§ **Instruction**: Will you write out the data exactly, excluding every picture?

§ **Stored data**:
-=-=-=-=-
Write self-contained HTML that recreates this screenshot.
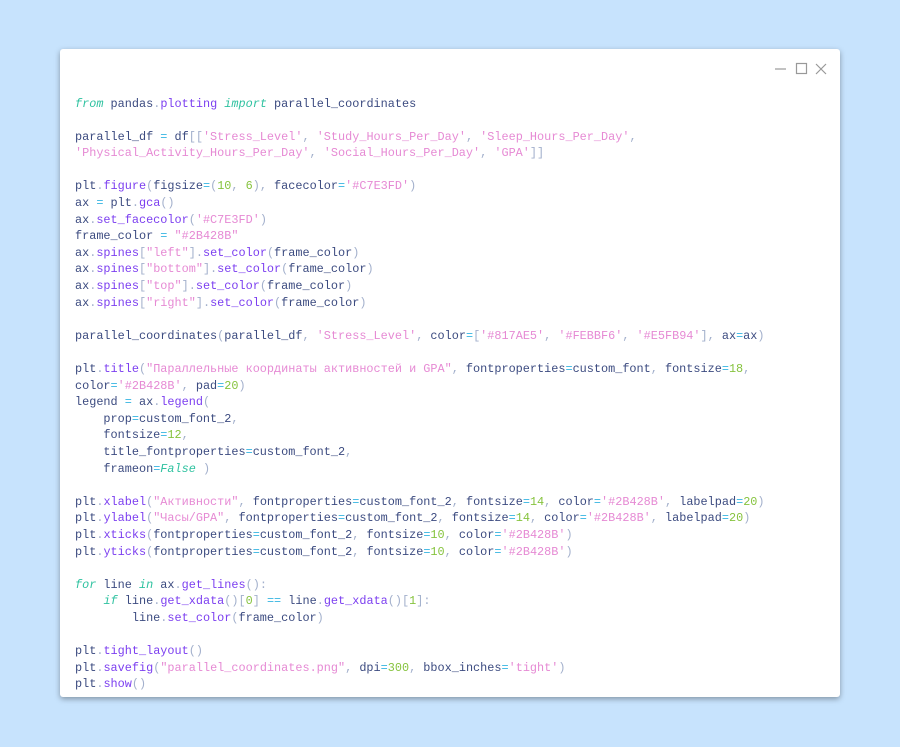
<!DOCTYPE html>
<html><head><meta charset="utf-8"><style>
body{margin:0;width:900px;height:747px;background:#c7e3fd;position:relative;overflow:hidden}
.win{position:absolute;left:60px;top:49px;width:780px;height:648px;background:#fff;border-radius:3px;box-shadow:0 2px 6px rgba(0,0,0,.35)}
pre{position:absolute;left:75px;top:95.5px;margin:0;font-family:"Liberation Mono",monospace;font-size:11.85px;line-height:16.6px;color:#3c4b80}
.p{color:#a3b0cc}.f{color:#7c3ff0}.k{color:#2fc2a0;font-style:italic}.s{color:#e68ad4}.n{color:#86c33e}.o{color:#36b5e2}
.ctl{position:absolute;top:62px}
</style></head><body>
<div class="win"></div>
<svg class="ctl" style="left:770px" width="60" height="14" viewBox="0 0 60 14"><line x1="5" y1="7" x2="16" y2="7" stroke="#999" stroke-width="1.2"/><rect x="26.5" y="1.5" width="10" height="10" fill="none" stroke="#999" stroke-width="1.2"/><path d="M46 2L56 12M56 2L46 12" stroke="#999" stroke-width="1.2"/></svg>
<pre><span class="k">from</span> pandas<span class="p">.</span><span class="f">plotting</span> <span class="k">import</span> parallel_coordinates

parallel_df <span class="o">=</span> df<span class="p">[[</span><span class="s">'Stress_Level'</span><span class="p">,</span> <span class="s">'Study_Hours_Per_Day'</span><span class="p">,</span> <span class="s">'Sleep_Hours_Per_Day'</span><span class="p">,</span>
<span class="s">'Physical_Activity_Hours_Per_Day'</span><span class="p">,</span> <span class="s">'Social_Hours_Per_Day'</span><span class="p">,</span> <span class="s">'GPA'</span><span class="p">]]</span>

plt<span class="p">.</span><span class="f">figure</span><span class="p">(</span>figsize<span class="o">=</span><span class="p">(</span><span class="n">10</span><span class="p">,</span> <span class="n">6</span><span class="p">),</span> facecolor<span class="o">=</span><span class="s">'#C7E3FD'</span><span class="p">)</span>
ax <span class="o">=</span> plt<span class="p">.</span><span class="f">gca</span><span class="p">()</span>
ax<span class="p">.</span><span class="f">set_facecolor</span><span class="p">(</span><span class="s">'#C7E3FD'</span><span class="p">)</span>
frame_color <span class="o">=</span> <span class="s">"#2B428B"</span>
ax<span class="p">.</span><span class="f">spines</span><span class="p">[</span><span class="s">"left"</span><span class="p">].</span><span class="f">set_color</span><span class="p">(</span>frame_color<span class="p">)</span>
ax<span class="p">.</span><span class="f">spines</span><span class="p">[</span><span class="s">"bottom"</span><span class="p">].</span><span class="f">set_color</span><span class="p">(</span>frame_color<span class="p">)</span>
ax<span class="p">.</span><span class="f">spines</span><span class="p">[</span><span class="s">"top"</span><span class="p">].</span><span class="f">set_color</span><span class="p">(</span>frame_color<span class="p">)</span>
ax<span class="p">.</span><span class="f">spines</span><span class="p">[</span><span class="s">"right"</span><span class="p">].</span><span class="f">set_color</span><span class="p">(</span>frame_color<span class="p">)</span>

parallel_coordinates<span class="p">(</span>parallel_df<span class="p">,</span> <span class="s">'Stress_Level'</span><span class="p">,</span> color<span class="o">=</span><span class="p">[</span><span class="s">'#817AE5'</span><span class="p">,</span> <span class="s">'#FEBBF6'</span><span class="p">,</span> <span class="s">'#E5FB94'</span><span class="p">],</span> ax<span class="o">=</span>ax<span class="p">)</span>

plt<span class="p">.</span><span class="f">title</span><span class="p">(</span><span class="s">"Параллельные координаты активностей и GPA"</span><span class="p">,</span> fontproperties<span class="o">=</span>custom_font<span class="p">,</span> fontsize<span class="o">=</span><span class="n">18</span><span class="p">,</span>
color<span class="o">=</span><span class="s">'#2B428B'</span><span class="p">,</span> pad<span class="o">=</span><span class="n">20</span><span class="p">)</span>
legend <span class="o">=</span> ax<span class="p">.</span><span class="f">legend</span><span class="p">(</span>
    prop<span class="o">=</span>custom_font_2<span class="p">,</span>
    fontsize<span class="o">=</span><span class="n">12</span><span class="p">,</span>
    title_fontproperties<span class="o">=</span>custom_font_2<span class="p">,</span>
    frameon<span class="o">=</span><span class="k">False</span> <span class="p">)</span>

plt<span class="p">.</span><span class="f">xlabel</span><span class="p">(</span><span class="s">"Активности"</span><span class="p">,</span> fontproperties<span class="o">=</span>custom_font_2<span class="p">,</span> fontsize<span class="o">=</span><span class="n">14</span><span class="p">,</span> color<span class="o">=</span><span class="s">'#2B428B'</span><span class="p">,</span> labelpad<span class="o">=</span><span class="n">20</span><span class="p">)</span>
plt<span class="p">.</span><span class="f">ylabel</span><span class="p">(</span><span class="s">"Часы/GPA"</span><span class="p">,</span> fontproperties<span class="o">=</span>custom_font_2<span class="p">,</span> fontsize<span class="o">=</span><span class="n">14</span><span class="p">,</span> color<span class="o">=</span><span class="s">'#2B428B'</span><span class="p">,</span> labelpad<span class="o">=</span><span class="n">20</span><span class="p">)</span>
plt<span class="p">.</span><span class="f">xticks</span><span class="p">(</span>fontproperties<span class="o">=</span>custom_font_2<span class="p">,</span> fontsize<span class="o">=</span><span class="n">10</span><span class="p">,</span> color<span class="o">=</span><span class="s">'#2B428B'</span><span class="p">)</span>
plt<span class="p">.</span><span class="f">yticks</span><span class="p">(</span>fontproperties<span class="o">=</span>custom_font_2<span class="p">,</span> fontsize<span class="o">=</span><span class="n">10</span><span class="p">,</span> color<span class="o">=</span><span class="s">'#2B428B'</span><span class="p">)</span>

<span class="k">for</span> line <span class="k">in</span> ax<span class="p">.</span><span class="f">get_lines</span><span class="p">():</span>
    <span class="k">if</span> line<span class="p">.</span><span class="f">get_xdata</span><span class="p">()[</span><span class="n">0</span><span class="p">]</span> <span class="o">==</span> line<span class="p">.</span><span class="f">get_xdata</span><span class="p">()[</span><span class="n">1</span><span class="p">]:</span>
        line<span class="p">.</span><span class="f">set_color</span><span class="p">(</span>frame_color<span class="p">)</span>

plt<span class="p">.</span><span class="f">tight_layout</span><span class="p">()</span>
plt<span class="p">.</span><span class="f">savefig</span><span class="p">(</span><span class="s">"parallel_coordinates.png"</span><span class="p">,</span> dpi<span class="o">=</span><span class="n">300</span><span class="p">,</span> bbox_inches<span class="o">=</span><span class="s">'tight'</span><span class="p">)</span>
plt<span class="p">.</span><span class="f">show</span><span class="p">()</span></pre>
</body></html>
-=-=-=-=-
§ **Task output**:
Write self-contained HTML that recreates this screenshot.
<!DOCTYPE html>
<html><head><meta charset="utf-8"><style>
body{margin:0;width:900px;height:747px;background:#c7e3fd;position:relative;overflow:hidden}
.win{position:absolute;left:60px;top:49px;width:780px;height:648px;background:#fff;border-radius:3px;box-shadow:0 2px 6px rgba(0,0,0,.35)}
pre{position:absolute;left:75px;top:95.5px;margin:0;font-family:"Liberation Mono",monospace;font-size:11.85px;line-height:16.6px;color:#3c4b80}
.p{color:#a3b0cc}.f{color:#7c3ff0}.k{color:#2fc2a0;font-style:italic}.s{color:#e68ad4}.n{color:#86c33e}.o{color:#36b5e2}
.ctl{position:absolute;top:62px}
</style></head><body>
<div class="win"></div>
<svg class="ctl" style="left:770px" width="60" height="14" viewBox="0 0 60 14"><line x1="5" y1="7" x2="16" y2="7" stroke="#999" stroke-width="1.2"/><rect x="26.5" y="1.5" width="10" height="10" fill="none" stroke="#999" stroke-width="1.2"/><path d="M46 2L56 12M56 2L46 12" stroke="#999" stroke-width="1.2"/></svg>
<pre><span class="k">from</span> pandas<span class="p">.</span><span class="f">plotting</span> <span class="k">import</span> parallel_coordinates

parallel_df <span class="o">=</span> df<span class="p">[[</span><span class="s">'Stress_Level'</span><span class="p">,</span> <span class="s">'Study_Hours_Per_Day'</span><span class="p">,</span> <span class="s">'Sleep_Hours_Per_Day'</span><span class="p">,</span>
<span class="s">'Physical_Activity_Hours_Per_Day'</span><span class="p">,</span> <span class="s">'Social_Hours_Per_Day'</span><span class="p">,</span> <span class="s">'GPA'</span><span class="p">]]</span>

plt<span class="p">.</span><span class="f">figure</span><span class="p">(</span>figsize<span class="o">=</span><span class="p">(</span><span class="n">10</span><span class="p">,</span> <span class="n">6</span><span class="p">),</span> facecolor<span class="o">=</span><span class="s">'#C7E3FD'</span><span class="p">)</span>
ax <span class="o">=</span> plt<span class="p">.</span><span class="f">gca</span><span class="p">()</span>
ax<span class="p">.</span><span class="f">set_facecolor</span><span class="p">(</span><span class="s">'#C7E3FD'</span><span class="p">)</span>
frame_color <span class="o">=</span> <span class="s">"#2B428B"</span>
ax<span class="p">.</span><span class="f">spines</span><span class="p">[</span><span class="s">"left"</span><span class="p">].</span><span class="f">set_color</span><span class="p">(</span>frame_color<span class="p">)</span>
ax<span class="p">.</span><span class="f">spines</span><span class="p">[</span><span class="s">"bottom"</span><span class="p">].</span><span class="f">set_color</span><span class="p">(</span>frame_color<span class="p">)</span>
ax<span class="p">.</span><span class="f">spines</span><span class="p">[</span><span class="s">"top"</span><span class="p">].</span><span class="f">set_color</span><span class="p">(</span>frame_color<span class="p">)</span>
ax<span class="p">.</span><span class="f">spines</span><span class="p">[</span><span class="s">"right"</span><span class="p">].</span><span class="f">set_color</span><span class="p">(</span>frame_color<span class="p">)</span>

parallel_coordinates<span class="p">(</span>parallel_df<span class="p">,</span> <span class="s">'Stress_Level'</span><span class="p">,</span> color<span class="o">=</span><span class="p">[</span><span class="s">'#817AE5'</span><span class="p">,</span> <span class="s">'#FEBBF6'</span><span class="p">,</span> <span class="s">'#E5FB94'</span><span class="p">],</span> ax<span class="o">=</span>ax<span class="p">)</span>

plt<span class="p">.</span><span class="f">title</span><span class="p">(</span><span class="s">"Параллельные координаты активностей и GPA"</span><span class="p">,</span> fontproperties<span class="o">=</span>custom_font<span class="p">,</span> fontsize<span class="o">=</span><span class="n">18</span><span class="p">,</span>
color<span class="o">=</span><span class="s">'#2B428B'</span><span class="p">,</span> pad<span class="o">=</span><span class="n">20</span><span class="p">)</span>
legend <span class="o">=</span> ax<span class="p">.</span><span class="f">legend</span><span class="p">(</span>
    prop<span class="o">=</span>custom_font_2<span class="p">,</span>
    fontsize<span class="o">=</span><span class="n">12</span><span class="p">,</span>
    title_fontproperties<span class="o">=</span>custom_font_2<span class="p">,</span>
    frameon<span class="o">=</span><span class="k">False</span> <span class="p">)</span>

plt<span class="p">.</span><span class="f">xlabel</span><span class="p">(</span><span class="s">"Активности"</span><span class="p">,</span> fontproperties<span class="o">=</span>custom_font_2<span class="p">,</span> fontsize<span class="o">=</span><span class="n">14</span><span class="p">,</span> color<span class="o">=</span><span class="s">'#2B428B'</span><span class="p">,</span> labelpad<span class="o">=</span><span class="n">20</span><span class="p">)</span>
plt<span class="p">.</span><span class="f">ylabel</span><span class="p">(</span><span class="s">"Часы/GPA"</span><span class="p">,</span> fontproperties<span class="o">=</span>custom_font_2<span class="p">,</span> fontsize<span class="o">=</span><span class="n">14</span><span class="p">,</span> color<span class="o">=</span><span class="s">'#2B428B'</span><span class="p">,</span> labelpad<span class="o">=</span><span class="n">20</span><span class="p">)</span>
plt<span class="p">.</span><span class="f">xticks</span><span class="p">(</span>fontproperties<span class="o">=</span>custom_font_2<span class="p">,</span> fontsize<span class="o">=</span><span class="n">10</span><span class="p">,</span> color<span class="o">=</span><span class="s">'#2B428B'</span><span class="p">)</span>
plt<span class="p">.</span><span class="f">yticks</span><span class="p">(</span>fontproperties<span class="o">=</span>custom_font_2<span class="p">,</span> fontsize<span class="o">=</span><span class="n">10</span><span class="p">,</span> color<span class="o">=</span><span class="s">'#2B428B'</span><span class="p">)</span>

<span class="k">for</span> line <span class="k">in</span> ax<span class="p">.</span><span class="f">get_lines</span><span class="p">():</span>
    <span class="k">if</span> line<span class="p">.</span><span class="f">get_xdata</span><span class="p">()[</span><span class="n">0</span><span class="p">]</span> <span class="o">==</span> line<span class="p">.</span><span class="f">get_xdata</span><span class="p">()[</span><span class="n">1</span><span class="p">]:</span>
        line<span class="p">.</span><span class="f">set_color</span><span class="p">(</span>frame_color<span class="p">)</span>

plt<span class="p">.</span><span class="f">tight_layout</span><span class="p">()</span>
plt<span class="p">.</span><span class="f">savefig</span><span class="p">(</span><span class="s">"parallel_coordinates.png"</span><span class="p">,</span> dpi<span class="o">=</span><span class="n">300</span><span class="p">,</span> bbox_inches<span class="o">=</span><span class="s">'tight'</span><span class="p">)</span>
plt<span class="p">.</span><span class="f">show</span><span class="p">()</span></pre>
</body></html>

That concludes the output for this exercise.